New Lawsuit Challenges Unconstitutional Oklahoma Abortion Restrictions
Law Threatens to Reduce Access to Safe, Legal Abortion in Region Already Devastated by Similar Restrictions
(PRESS RELEASE) The Center for Reproductive Rights filed a new lawsuit in state court today challenging an Oklahoma law signed by Governor Mary Fallin in May which mimics other laws passed in the region specifically designed to shutter reproductive health clinics.
Filed just two days after another lawsuit challenging the state’s unconstitutional restrictions on medication abortion, today’s suit—filed on behalf of a physician who provides nearly half of the abortion services in the state— seeks to block Senate Bill 1848, a measure that would force reproductive health care clinics to have a physician with admitting privileges at a local hospital on-site during days abortion procedures are performed.
Admitting privileges requirements like Oklahoma’s are opposed by national and state medical groups and have devastated access to abortion services throughout the South. Scores of clinics have been forced to close in Texas, with clinics in Mississippi and Alabama hanging on by a court order. Admitting privileges are not necessary for the treatment of the fewer than 1 percent of abortion patients who experience complications requiring hospital treatment and they can also be impossible to satisfy because of hospitals’ inclination to deny admitting privileges to abortion providers for reasons not related to the doctors’ qualifications.
Said Nancy Northup, president and CEO of the Center for Reproductive Rights:
“The relentless attacks by Oklahoma politicians on women’s health care and rights under the U.S. and Oklahoma Constitutions must be stopped.
“This latest restriction on abortion, like all the others that have been passed by this legislature and subsequently blocked by the courts, reflects nothing more than a single-minded obsession with shutting down the clinics that offer safe, legal care to women who have made the decision to end a pregnancy.
“Oklahoma women now face ever-shrinking access to essential health care in a region already devastated by similar restrictions. With their options rapidly disappearing, women will soon have few places left to turn when they need to end a pregnancy safely and legally.
“Legal challenges to laws like this have exposed the disingenuousness of the politicians who claim they are about protecting women’s health and safety. We are confident this court will see through the pretense and block this law before it damages the health and rights of Oklahoma women.”
Ilene Jaroslaw, Janet Crepps, and Genevieve Scott of the Center for Reproductive Rights, along with Blake Patton of Walding &, Patton and Martha Hardwick of Hardwick Law Office, filed today’s suit in the District Court of Oklahoma County on behalf of Larry A. Burns, D.O.—a physician with over 41 years of experience providing safe abortion care in Norman, Oklahoma. Dr. Burns has been unable to obtain privileges at any of the 16 qualifying hospitals within 30 miles of his office, with many hospitals even refusing to process his application. Dr. Burns is one of only three abortion providers in the state and provides nearly half of abortion services for Oklahoma women.

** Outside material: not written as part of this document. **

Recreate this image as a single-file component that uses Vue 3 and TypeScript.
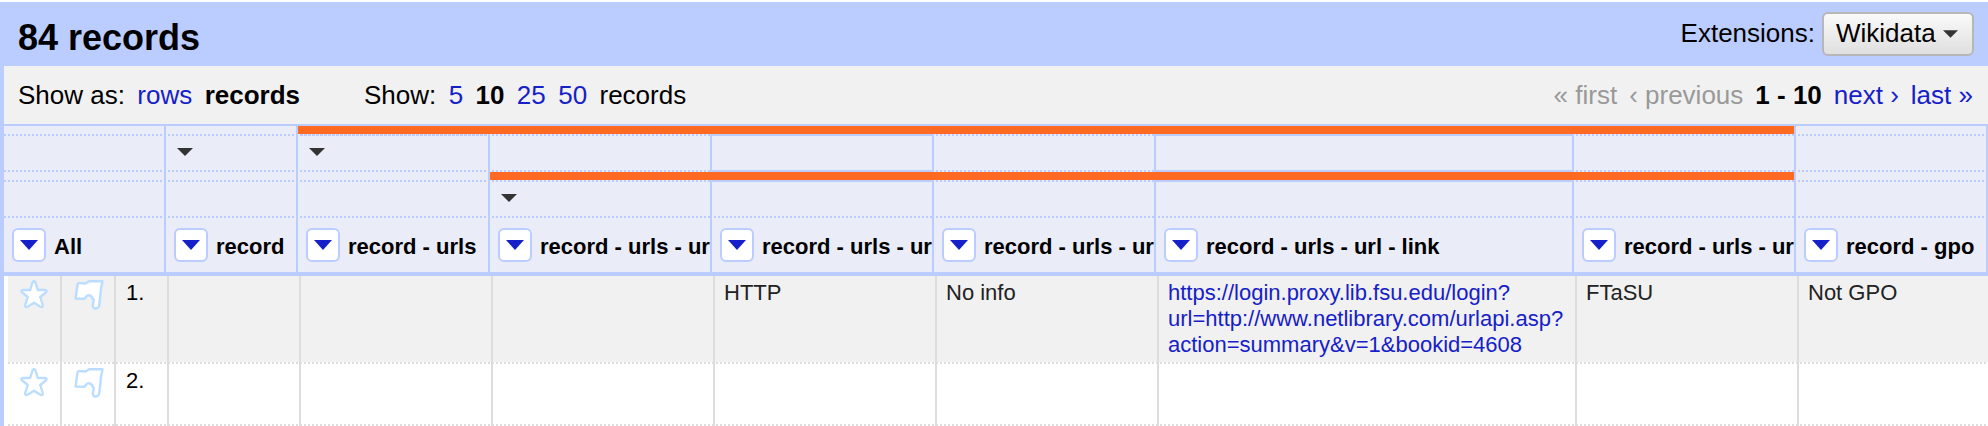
<script setup lang="ts">
interface Column { label: string }
interface GroupCell { arrow?: boolean; cls?: string }
interface Row { index: string; cells: string[] }

const columns: Column[] = [
  { label: 'All' },
  { label: 'record' },
  { label: 'record - urls' },
  { label: 'record - urls - ur' },
  { label: 'record - urls - ur' },
  { label: 'record - urls - ur' },
  { label: 'record - urls - url - link' },
  { label: 'record - urls - ur' },
  { label: 'record - gpo' },
]

const outer: GroupCell[] = [
  {}, { arrow: true }, { arrow: true, cls: 'dense' }, {}, { cls: 'boxed' }, {}, { cls: 'boxed' }, {}, {},
]
const inner: GroupCell[] = [
  {}, {}, {}, { arrow: true }, { cls: 'boxed' }, {}, { cls: 'boxed' }, {}, {},
]

const rows: Row[] = [
  {
    index: '1.',
    cells: ['', '', '', 'HTTP', 'No info', 'https://login.proxy.lib.fsu.edu/login?\nurl=http://www.netlibrary.com/urlapi.asp?\naction=summary&v=1&bookid=4608', 'FTaSU', 'Not GPO'],
  },
  { index: '2.', cells: ['', '', '', '', '', '', '', ''] },
]
</script>

<template>
  <main class="view">
    <header class="summary">
      <h1>84 records</h1>
      <div class="extensions">
        <span>Extensions:</span>
        <button class="ext-button">Wikidata<svg class="ext-arrow" viewBox="0 0 16 8"><path d="M0 0H16L8 8Z" /></svg></button>
      </div>
    </header>

    <nav class="controls">
      <div class="group">
        <span>Show as:</span><a>rows</a><b>records</b>
      </div>
      <div class="group sizes">
        <span>Show:</span><a>5</a><b>10</b><a>25</a><a>50</a><span>records</span>
      </div>
      <div class="group pager">
        <span class="off">« first</span><span class="off">‹ previous</span><b>1 - 10</b><a>next ›</a><a>last »</a>
      </div>
    </nav>

    <section class="head">
      <div class="grid band">
        <i class="plain"></i><i class="plain"></i><i class="bar outer-bar"></i><i class="plain last"></i>
      </div>
      <div class="grid groups">
        <div v-for="(c, i) in outer" :key="i" class="gcell" :class="c.cls">
          <svg v-if="c.arrow" class="arrow" viewBox="0 0 16 8"><path d="M0 0H16L8 8Z" /></svg>
        </div>
      </div>
      <div class="grid band">
        <i class="plain"></i><i class="plain"></i><i class="plain"></i><i class="bar inner-bar"></i><i class="plain last"></i>
      </div>
      <div class="grid groups">
        <div v-for="(c, i) in inner" :key="i" class="gcell open" :class="c.cls">
          <svg v-if="c.arrow" class="arrow" viewBox="0 0 16 8"><path d="M0 0H16L8 8Z" /></svg>
        </div>
      </div>
      <div class="grid titles">
        <div v-for="(c, i) in columns" :key="i" class="title">
          <button class="menu"><svg viewBox="0 0 18 10"><path d="M0 0H18L9 10Z" /></svg></button>
          <span>{{ c.label }}</span>
        </div>
      </div>
    </section>

    <section class="body">
      <div v-for="r in rows" :key="r.index" class="row">
        <div class="cell icon">
          <svg viewBox="0 0 30 30"><path d="M15 1.200Q16.500 1.200 17 4L18.800 10H26Q29 10.500 26.500 12.800L21.200 17L23.800 25Q24 28.200 21 26.500L15 22.800L9 26.500Q6 28.200 6.200 25L8.800 17L3.500 12.800Q1 10.500 4 10H11.200L13 4Q13.500 1.200 15 1.200Z" /></svg>
        </div>
        <div class="cell icon flag">
          <svg viewBox="0 0 30 30"><path d="M1.500 18.500L2.500 12L3.500 4.500Q4 2.800 5.500 3L11.500 3.500L15 1.300H28.500L27 9L26.200 17L25 26.500Q23.500 29 21 28.500Q18.800 28 18.800 25.500L19.800 20L17 16Q13.500 14 11.500 17.500L10.500 18.800Z" /></svg>
        </div>
        <div class="cell index">{{ r.index }}</div>
        <div v-for="(t, i) in r.cells" :key="i" class="cell"><a v-if="t.startsWith('http')">{{ t }}</a><span v-else>{{ t }}</span></div>
      </div>
    </section>
  </main>
</template>

<style>
html, body { margin: 0; background: #fff; overflow: hidden; }
</style>

<style scoped>
* { box-sizing: border-box; }
.view {
  width: 1988px;
  height: 426px;
  overflow: hidden;
  padding-top: 2px;
  font: 26px/30px "Liberation Sans", Arial, sans-serif;
  color: #000;
  white-space: nowrap;
}
a { color: #1620c8; }
.summary {
  display: flex;
  justify-content: space-between;
  height: 64px;
  padding: 0 14px 0 18px;
  background: #bbccff;
}
h1 { margin: 0; font-size: 36px; line-height: 71px; }
.extensions { display: flex; gap: 7px; padding-top: 10px; height: 54px; line-height: 43px; }
.ext-button {
  display: flex;
  align-items: center;
  gap: 7px;
  width: 152px;
  height: 44px;
  padding: 0 0 2px 12px;
  border: 2px solid #b7b7b7;
  border-radius: 6px;
  background: linear-gradient(#fafafa, #dfdfdf);
  font: inherit;
  line-height: 38px;
  color: #000;
}
.ext-arrow { width: 15px; height: 8px; fill: #333; margin-top: 2px; }
.controls, .head, .body { border-left: 4px solid #bbccff; }
.controls {
  display: flex;
  height: 58px;
  padding: 0 15px 0 14px;
  line-height: 58px;
  background: #f1f1f1;
}
.group { display: flex; gap: 12.4px; }
.sizes { margin-left: 64px; }
.pager { margin-left: auto; gap: 12px; }
.off { color: #999; }

.head {
  border-top: 2px solid #bbccff;
  border-bottom: 4px solid #bbccff;
  background: #eaecf8;
}
.grid { display: grid; grid-template-columns: 162px 132px 192px 222px 222px 222px 418px 222px 192px; }
.band { height: 8px; }
.plain { border-right: 2px solid #bbccff; }
.bar { background: #ff6a22; border-right: 2px solid #bbccff; }
.outer-bar { grid-column: 3 / 9; }
.inner-bar { grid-column: 4 / 9; }
.groups { height: 38px; }
.gcell {
  --dots: repeating-linear-gradient(90deg, #bbccff 0 2px, transparent 2px 4px);
  --top-dots: var(--dots);
  border-right: 2px solid #bbccff;
  padding: 14px 0 0 11px;
  background: var(--top-dots) 0 0 / 100% 2px no-repeat, var(--dots) 0 100% / 100% 2px no-repeat;
}
.gcell:not(:first-child) { background-position: 2px 0, 2px 100%; }
.gcell.dense { --top-dots: repeating-linear-gradient(90deg, #bbccff 0 3px, transparent 3px 4px); }
.gcell.boxed {
  background: none;
  padding: 0;
  border-top: 2px solid #bbccff;
  border-bottom: 2px solid #bbccff;
  margin-left: -2px;
  border-left: 2px solid #bbccff;
}
.gcell.open.boxed {
  border-bottom: 0;
  background: var(--dots) 2px 100% / 100% 2px no-repeat;
}
.arrow { display: block; width: 16px; height: 8px; fill: #333; }
.titles { height: 54px; font-size: 22px; font-weight: 700; }
.title {
  display: flex;
  align-items: center;
  gap: 8px;
  min-width: 0;
  padding-left: 8px;
  overflow: hidden;
  border-right: 2px solid #bbccff;
}
.title span { padding-top: 3px; }
.menu {
  display: flex;
  flex: none;
  justify-content: center;
  width: 34px;
  height: 34px;
  padding: 10px 0 0;
  border: 2px solid #bbccff;
  border-radius: 6px;
  background: #fff;
}
.menu svg { width: 18px; height: 10px; fill: #1620c8; }

.body { padding-left: 4px; font-size: 22px; line-height: 26px; }
.row {
  --dots: repeating-linear-gradient(90deg, #ddd 0 2px, transparent 2px 4px);
  display: grid;
  grid-template-columns: 54px 54px 53px 132px 192px 222px 222px 222px 418px 222px 191px;
  height: 62px;
  background: var(--dots) 0 100% / 100% 2px no-repeat, #fff;
}
.row:first-child {
  height: 88px;
  background: var(--dots) 0 100% / 100% 2px no-repeat, linear-gradient(#f1f1f1, #f1f1f1) 0 0 / 100% 86px no-repeat;
}
.cell { border-right: 2px solid #ddd; padding: 4px 0 0 9px; color: #222; white-space: pre; }
.cell:last-child { border-right: 0; }
.index { color: #000; padding-left: 10px; }
.icon { padding: 4px 0 0 11px; }
.flag { padding-left: 12px; }
.icon svg { display: block; width: 30px; height: 30px; fill: #fff; stroke: #bbddff; stroke-width: 2.4; stroke-linejoin: round; }
</style>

With this law, Oklahoma joined the ranks of other states that have attempted to use admitting privileges requirements as an underhanded way to shutter high-quality clinics and severely limit women’s access to abortion services. Women’s health care providers and advocates are currently involved in two challenges to Texas’ unconstitutional admitting privileges requirement which has already closed health centers across the state while the last clinic in Mississippi is fighting to keep its doors open. A similar law in Alabama was recently found unconstitutional and Wisconsin’s admitting privileges requirement has been preliminarily blocked.

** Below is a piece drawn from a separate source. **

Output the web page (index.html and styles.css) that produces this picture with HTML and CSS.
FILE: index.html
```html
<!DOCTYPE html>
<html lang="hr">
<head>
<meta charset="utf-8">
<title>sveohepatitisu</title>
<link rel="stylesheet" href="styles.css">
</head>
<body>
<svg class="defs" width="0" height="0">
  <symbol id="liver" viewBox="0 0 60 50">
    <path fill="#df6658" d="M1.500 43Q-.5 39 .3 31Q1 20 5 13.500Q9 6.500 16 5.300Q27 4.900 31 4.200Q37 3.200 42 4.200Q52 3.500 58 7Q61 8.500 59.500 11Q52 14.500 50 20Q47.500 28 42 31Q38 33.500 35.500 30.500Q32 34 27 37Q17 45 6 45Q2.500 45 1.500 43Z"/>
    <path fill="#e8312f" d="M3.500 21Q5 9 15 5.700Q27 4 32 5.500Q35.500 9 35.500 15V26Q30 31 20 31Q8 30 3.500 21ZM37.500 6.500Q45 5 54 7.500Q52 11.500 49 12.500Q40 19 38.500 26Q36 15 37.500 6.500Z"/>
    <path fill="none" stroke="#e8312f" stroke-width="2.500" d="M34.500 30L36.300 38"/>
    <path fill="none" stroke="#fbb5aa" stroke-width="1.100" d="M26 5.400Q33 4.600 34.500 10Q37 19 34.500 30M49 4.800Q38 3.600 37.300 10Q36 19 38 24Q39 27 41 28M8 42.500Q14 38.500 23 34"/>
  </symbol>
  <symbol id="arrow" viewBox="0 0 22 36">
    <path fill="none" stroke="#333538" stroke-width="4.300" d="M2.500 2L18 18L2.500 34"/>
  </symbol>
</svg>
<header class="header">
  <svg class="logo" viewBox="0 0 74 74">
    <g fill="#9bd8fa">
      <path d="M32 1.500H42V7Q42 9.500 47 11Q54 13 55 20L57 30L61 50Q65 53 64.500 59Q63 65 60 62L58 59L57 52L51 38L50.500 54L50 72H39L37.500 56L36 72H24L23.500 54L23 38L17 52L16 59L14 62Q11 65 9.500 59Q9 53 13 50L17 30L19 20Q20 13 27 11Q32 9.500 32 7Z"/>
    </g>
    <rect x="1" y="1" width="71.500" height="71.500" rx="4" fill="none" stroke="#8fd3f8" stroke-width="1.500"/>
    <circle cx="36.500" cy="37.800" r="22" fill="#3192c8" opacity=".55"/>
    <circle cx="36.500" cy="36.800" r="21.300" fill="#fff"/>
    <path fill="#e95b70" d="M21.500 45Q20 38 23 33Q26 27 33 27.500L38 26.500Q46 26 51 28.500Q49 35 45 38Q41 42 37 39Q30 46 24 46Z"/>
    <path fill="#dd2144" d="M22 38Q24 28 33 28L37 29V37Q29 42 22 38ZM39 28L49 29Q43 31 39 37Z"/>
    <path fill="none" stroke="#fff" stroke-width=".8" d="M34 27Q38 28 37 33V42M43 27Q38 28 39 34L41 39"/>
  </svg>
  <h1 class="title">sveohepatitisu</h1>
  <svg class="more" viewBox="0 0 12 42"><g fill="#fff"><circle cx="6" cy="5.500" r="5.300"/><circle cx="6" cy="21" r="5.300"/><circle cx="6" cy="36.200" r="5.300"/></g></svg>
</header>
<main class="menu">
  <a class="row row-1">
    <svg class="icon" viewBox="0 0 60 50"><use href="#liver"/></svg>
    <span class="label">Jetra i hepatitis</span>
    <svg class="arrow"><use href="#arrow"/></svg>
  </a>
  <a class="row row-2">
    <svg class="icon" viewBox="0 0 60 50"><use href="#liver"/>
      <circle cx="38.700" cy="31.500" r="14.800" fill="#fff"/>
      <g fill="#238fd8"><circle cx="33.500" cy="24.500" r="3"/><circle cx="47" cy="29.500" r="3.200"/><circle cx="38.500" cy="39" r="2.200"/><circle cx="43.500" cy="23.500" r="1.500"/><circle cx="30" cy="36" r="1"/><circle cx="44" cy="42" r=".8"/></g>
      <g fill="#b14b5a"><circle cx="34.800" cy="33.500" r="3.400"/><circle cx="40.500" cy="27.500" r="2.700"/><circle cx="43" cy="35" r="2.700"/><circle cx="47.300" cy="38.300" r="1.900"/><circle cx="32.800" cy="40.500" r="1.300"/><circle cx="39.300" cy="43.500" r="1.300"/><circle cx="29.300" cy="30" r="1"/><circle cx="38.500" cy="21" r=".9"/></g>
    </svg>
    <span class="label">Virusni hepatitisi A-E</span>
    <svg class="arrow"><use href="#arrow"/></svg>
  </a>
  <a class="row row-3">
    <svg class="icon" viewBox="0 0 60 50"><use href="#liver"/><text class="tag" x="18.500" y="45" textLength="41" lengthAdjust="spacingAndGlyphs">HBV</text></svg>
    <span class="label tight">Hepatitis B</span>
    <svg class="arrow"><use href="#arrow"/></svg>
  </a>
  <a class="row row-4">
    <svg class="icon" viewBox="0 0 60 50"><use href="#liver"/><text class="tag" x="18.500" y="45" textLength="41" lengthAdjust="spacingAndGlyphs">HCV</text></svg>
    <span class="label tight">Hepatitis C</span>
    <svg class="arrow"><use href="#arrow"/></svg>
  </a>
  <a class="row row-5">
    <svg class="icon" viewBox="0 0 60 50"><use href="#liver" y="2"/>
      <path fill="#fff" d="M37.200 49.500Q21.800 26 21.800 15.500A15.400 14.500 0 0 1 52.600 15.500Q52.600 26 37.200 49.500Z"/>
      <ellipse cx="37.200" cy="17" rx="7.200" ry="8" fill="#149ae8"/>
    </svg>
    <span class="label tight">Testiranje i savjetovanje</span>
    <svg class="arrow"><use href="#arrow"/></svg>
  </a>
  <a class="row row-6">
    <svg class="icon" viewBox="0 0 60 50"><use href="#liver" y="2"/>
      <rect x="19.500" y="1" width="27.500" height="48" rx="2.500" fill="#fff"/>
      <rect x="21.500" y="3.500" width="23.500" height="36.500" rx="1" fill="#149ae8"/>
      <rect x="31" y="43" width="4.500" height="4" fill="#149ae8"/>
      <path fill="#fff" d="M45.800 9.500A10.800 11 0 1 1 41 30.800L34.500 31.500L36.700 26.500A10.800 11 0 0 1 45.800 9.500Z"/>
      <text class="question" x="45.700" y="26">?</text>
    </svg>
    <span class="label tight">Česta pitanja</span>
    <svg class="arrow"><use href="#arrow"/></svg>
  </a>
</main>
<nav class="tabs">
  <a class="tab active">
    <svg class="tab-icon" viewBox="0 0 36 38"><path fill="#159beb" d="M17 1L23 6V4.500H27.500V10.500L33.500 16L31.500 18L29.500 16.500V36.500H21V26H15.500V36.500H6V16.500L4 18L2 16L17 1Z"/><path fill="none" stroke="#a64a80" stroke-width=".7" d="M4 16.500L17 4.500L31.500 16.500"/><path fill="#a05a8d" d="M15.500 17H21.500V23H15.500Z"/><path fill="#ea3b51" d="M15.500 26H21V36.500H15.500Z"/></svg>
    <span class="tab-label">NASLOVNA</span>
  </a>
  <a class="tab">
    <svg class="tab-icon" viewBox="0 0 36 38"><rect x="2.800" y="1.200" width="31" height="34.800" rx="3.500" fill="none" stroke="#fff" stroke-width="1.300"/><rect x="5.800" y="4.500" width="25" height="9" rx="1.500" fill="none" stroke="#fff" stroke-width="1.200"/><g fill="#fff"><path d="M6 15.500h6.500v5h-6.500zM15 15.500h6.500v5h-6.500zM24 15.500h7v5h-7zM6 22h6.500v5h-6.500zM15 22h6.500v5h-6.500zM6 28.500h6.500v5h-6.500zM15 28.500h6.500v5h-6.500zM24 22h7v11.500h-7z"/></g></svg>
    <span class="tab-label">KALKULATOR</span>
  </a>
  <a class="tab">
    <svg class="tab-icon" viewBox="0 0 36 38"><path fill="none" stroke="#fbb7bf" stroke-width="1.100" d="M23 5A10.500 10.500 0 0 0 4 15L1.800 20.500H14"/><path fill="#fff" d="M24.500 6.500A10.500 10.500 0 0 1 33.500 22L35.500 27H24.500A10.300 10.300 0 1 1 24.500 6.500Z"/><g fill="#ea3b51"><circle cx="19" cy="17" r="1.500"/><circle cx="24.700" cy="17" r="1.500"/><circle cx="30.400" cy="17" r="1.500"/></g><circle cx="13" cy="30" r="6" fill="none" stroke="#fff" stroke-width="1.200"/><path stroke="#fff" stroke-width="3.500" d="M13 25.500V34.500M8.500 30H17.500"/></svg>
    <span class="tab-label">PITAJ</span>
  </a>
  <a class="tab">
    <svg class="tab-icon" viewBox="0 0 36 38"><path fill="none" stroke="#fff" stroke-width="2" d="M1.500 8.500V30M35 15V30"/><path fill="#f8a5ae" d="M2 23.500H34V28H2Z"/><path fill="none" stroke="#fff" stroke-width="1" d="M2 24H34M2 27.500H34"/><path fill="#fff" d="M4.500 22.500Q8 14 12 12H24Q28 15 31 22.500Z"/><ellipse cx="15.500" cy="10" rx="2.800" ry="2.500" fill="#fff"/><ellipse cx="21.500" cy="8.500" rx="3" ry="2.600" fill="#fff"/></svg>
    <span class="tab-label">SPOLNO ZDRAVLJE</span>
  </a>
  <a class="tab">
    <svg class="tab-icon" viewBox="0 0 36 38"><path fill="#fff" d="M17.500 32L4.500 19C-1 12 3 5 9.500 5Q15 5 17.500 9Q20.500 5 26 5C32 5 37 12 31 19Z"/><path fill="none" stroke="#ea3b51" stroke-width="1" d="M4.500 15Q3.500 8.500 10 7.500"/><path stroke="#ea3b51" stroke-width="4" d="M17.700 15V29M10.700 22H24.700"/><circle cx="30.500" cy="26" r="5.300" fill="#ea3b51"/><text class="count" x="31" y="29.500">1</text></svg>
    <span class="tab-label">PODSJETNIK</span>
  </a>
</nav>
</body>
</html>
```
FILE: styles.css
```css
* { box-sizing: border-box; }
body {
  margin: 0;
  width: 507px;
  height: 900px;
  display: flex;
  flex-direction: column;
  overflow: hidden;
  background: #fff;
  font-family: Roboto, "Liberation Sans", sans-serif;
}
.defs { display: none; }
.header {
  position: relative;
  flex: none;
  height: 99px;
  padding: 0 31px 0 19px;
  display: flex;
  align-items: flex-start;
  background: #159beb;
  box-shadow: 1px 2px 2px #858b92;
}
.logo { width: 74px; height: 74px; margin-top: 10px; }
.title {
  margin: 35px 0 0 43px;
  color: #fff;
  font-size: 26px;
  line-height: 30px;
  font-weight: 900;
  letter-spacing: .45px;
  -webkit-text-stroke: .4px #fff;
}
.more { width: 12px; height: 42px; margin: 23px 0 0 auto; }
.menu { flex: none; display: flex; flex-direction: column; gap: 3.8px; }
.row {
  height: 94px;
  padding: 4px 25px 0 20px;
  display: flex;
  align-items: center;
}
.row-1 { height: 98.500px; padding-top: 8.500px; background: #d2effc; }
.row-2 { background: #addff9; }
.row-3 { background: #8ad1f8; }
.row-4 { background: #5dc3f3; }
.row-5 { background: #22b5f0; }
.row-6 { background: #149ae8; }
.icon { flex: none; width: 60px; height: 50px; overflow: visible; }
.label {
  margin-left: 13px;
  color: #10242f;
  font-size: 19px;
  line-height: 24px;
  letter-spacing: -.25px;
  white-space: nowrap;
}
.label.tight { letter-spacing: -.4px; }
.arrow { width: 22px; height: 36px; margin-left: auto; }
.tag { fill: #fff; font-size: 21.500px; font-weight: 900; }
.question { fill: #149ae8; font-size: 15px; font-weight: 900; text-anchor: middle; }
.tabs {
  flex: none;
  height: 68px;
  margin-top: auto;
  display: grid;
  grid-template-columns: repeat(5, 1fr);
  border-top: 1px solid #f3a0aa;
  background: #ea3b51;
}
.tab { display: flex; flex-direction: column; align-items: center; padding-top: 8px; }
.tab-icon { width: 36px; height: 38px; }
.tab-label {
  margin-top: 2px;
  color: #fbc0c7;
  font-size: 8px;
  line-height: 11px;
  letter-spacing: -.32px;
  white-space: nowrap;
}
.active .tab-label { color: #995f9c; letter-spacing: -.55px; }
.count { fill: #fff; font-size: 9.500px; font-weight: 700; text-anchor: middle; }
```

Major medical groups oppose laws like Oklahoma’s that require hospital admitting privileges for physicians providing abortion services. In an amicus brief filed in the challenge to Texas’ admitting privileges requirement, the American Medical Association (AMA) and the American Congress of Obstetricians and Gynecologists (ACOG) write that the law “jeopardizes women’s health,” and does “nothing to protect the health of women.” Medical experts confirm that legal abortion care in the U.S. is extremely safe, with fewer than 1% of patients requiring treatment at a hospital. The Oklahoma State Medical Association opposed Senate Bill 1848 because it “would result in the Legislature and unelected bureaucrats at the Department of Health interfering in the physician/patient relationship and crafting more burdensome regulations that . . . may not reflect medical science or the best interest of the patient.”
Harmful and unconstitutional restrictions like these further underscore the need for the federal Women’s Health Protection Act (S. 1696/H.R. 3471)—a bill that would prohibit states like Oklahoma from imposing unconstitutional restrictions on reproductive health care providers that apply to no similar medical care, interfere with women’s personal decision making, and block access to safe and legal abortion services.